Written by: Christopher Llewellyn Reed | February 1st, 2024

Every Little Thing (Sally Aitken, 2024) 4 out of 5 stars*

“All things bright and beautiful,

All creatures great and small,

All things wise and wonderful,

The Lord God made them all.”

Cecil Frances Alexander

Sally Aitken, director of EVERY LITTLE THING, an official selection of the U.S. Documentary Competition at the 2024 Sundance Film Festival. Courtesy of Sundance Institute.

I may have long ago left my Episcopalian childhood behind, but the opening lines of Cecil Frances Alexander’s delightful, well-known hymn have always stuck with me, and not only because of James Herriot’s All Creatures Great and Small book series. They ring in my brain once again, thanks to Sally Aitken’s lovely and moving new documentary Every Little Thing.

Aitken (Getting Frank Gehry) follows Terry Masear—author of Fastest Things on Wings: Rescuing Hummingbirds in Hollywood—who spends her days rescuing and rehabilitating hummingbirds. These tiny birds, beautiful to behold, come to her most often from area folks who call her hotline, having found orphaned chicks or injured adults in their yards. Some will survive, while others won’t. You need a strong heart to withstand the pain of the latter.

On the other hand, the joy in watching the successful rescues is powerful, even as the journey to health proves harrowing. Masear is a gentle soul, helping us navigate the highs and lows of her work. Which is good, because it is hard to see the struggles of these delicate creatures.

The stunning visuals of their hovering flights, frequently captured in slo-mo (at differing frame rates), makes of Every Little Thing (the title of which appears to come from the lyrics to Bob Marley’s “Three Little Birds,” playing under the end credits) a celebration of life in all its glory, however short it may be. I remain amazed at the ability of hummingbirds to flap their wings at such high speeds that they can appear to stay still in midair. Stunning does not come close to describing the sensation.

Still from EVERY LITTLE THING, an official selection of the U.S. Documentary Competition at the 2024 Sundance Film Festival. Courtesy of Sundance Institute.

We also learn a bit about Masear’s life. A widow, she was married for 32 years to her husband, Frank, with whom she seems to have shared many adventures of the mind and body. She had a difficult childhood, which may explain why she is so concerned about protecting those at risk.
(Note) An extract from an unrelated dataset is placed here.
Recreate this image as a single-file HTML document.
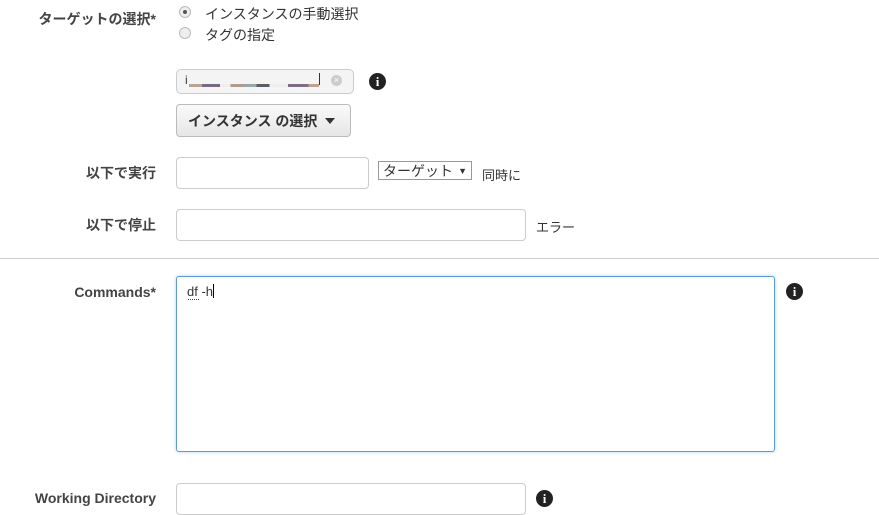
<!DOCTYPE html>
<html><head><meta charset="utf-8"><style>
body{margin:0;width:879px;height:510px;background:#fff;position:relative;overflow:hidden;font-family:"Liberation Sans","Noto Sans CJK JP",sans-serif;color:#333;font-size:13px}
.a{position:absolute}
.lbl{font-weight:bold;text-align:right;right:723px;color:#444;font-size:14px}
.inp{position:absolute;border:1px solid #ccc;border-radius:4px;background:#fff}
.radio{position:absolute;width:10px;height:10px;border-radius:50%;border:1px solid #bbb;background:#eee}
.info{position:absolute;width:17px;height:17px;border-radius:50%;background:#222;color:#fff;font:bold 13px "Liberation Serif",serif;text-align:center;line-height:17px}
</style></head><body>
<div class="a lbl" style="top:9px">ターゲットの選択*</div>
<div class="radio" style="left:179px;top:6px"><div style="width:4px;height:4px;border-radius:50%;background:#555;margin:3px"></div></div>
<div class="a" style="left:205px;top:4px;font-size:14px">インスタンスの手動選択</div>
<div class="radio" style="left:179px;top:27px"></div>
<div class="a" style="left:205px;top:25px;font-size:14px">タグの指定</div>

<div class="a" style="left:176px;top:69px;width:176px;height:23px;border:1px solid #ccc;border-radius:5px;background:#f4f4f4"></div>
<div class="a" style="left:185px;top:73px;font-size:12px">i</div>
<div class="a" style="left:189px;top:84px;width:130px;height:3px;background:linear-gradient(90deg,#b9a493 0 10%,#766b82 10% 24%,#eee 24% 32%,#b19a8e 32% 42%,#98a8a8 42% 52%,#5a5f66 52% 62%,#eee 62% 76%,#7c6e84 76% 92%,#c0a090 92%)"></div>
<div class="a" style="left:319px;top:73px;width:1px;height:12px;background:#333"></div>
<div class="a" style="left:331px;top:75px;width:11px;height:11px;border-radius:50%;background:#ccc;color:#fff;font-size:9px;text-align:center;line-height:11px">×</div>
<div class="info" style="left:369px;top:73px">i</div>

<div class="a" style="left:176px;top:104px;width:173px;height:31px;border:1px solid #bbb;border-radius:4px;background:linear-gradient(#fafafa,#e6e6e6)"></div>
<div class="a" style="left:188px;top:111px;font-size:14px;font-weight:bold">インスタンス の選択</div>
<div class="a" style="left:325px;top:118px;border-left:5px solid transparent;border-right:5px solid transparent;border-top:6px solid #333"></div>

<div class="a lbl" style="top:163px">以下で実行</div>
<div class="inp" style="left:176px;top:157px;width:191px;height:30px"></div>
<div class="a" style="left:378px;top:161px;height:19px;border:1px solid #999;background:#fff;font-size:14px;line-height:19px;padding-left:4px;box-sizing:border-box;width:94px">ターゲット<span style="font-size:9px;position:absolute;right:4px;top:0">▼</span></div>
<div class="a" style="left:482px;top:165px">同時に</div>

<div class="a lbl" style="top:215px">以下で停止</div>
<div class="inp" style="left:176px;top:209px;width:348px;height:30px"></div>
<div class="a" style="left:536px;top:217px">エラー</div>

<div class="a" style="left:0;top:258px;width:879px;height:1px;background:#ccc"></div>

<div class="a lbl" style="top:284px">Commands*</div>
<div class="a" style="left:176px;top:276px;width:597px;height:174px;border:1px solid #5b9bd5;border-radius:3px;box-shadow:0 0 3px rgba(82,168,236,.5)"></div>
<div class="a" style="left:187px;top:284px;font-size:13px">df -h<span style="display:inline-block;width:1px;height:14px;background:#000;vertical-align:-2px"></span></div>
<div class="a" style="left:188px;top:299px;width:11px;border-bottom:1px dotted #d00"></div>
<div class="info" style="left:786px;top:283px">i</div>

<div class="a lbl" style="top:490px">Working Directory</div>
<div class="inp" style="left:176px;top:483px;width:348px;height:30px"></div>
<div class="info" style="left:536px;top:490px">i</div>
</body></html>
Now, in her house surrounded by the woods of the Hollywood Hills, she passes the time making sure her diminutive patients have a chance to fulfill their avian destiny.

A number of factors contribute to the hummingbirds’ death and injury: among them cats, weather, and people. Sometimes the would-be rescuers do more harm than good as they attempt care without any sort of knowledge base. But as soon as the birds arrive at Terry’s, at least they have a chance. And should they heal and grow, then off they fly back into the wilderness. Like most of the movie, their final flight away is a wonder.

[Every Little Thing just premiered at the 2024 Sundance Film Festival in the U.S. Documentary Competition.]

*Starting in 2024, all Film Festival Today reviews will now be rated out of 5 stars, rather than the previous 4-star system


Christopher Llewellyn Reed is a film critic, filmmaker, and educator, as well as Film Festival Today's Editor. A member of both the Online Film Critics Society (OFCS) and the Washington DC Area Film Critics Association (WAFCA), and a Rotten Tomatoes-approved film critic, Chris is, in addition, lead film critic at Hammer to Nail and the author of Film Editing: Theory and Practice.